The potential delisting from the Nasdaq Capital Market due to the stockholders' equity deficit poses a risk to the stock's visibility and trading liquidity. There is no guarantee that the company's plan to regain compliance will be accepted or successful.
Operational risks include the reliance on a limited number of financial institution partners, particularly PCCU, and the impact of changes to key agreements, as seen with the Amended PCCU CAA affecting revenue allocation. The company has also identified multiple material weaknesses in its internal controls over financial reporting, which could impact the reliability of financial reporting if not effectively remediated.
Market risks include the inherent volatility and uncertainty in the cannabis industry, including pricing pressures, excess supply, and regulatory shifts at both the state and federal levels.

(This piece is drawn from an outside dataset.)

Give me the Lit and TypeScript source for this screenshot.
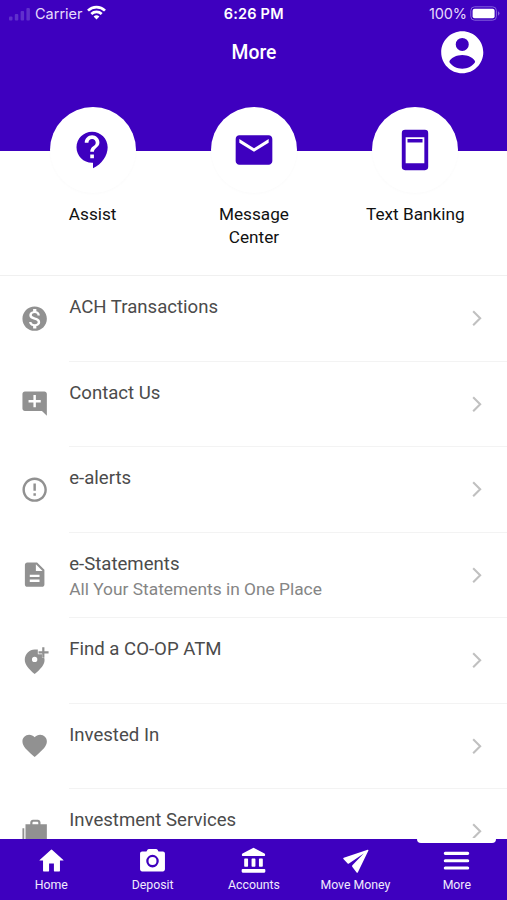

Ongoing litigation also presents a financial and operational burden. Furthermore, the federally illegal status of cannabis continues to pose risks to both the company and its clients.
Conclusion
Safe Harbor Financial has successfully established itself as a key player in the niche cannabis financial services market, leveraging its proprietary technology and compliance expertise to build a diversified business model that includes high-margin lending. While the company demonstrated strong revenue growth in 2023 and made strides in cost optimization, recent performance in Q1 2025 reflects significant revenue pressures stemming from reduced deposit activity and changes in key partner agreements. The most critical factor currently overshadowing the investment thesis is the company's precarious liquidity position, which raises substantial doubt about its ability to continue as a going concern and has led to a Nasdaq listing compliance issue. Management is actively seeking solutions, but the outcome remains uncertain. For investors, the story of Safe Harbor is one of a specialized fintech company with a proven model and competitive advantages in a growing industry, currently facing an urgent need to recapitalize and navigate significant financial headwinds to realize its long-term potential.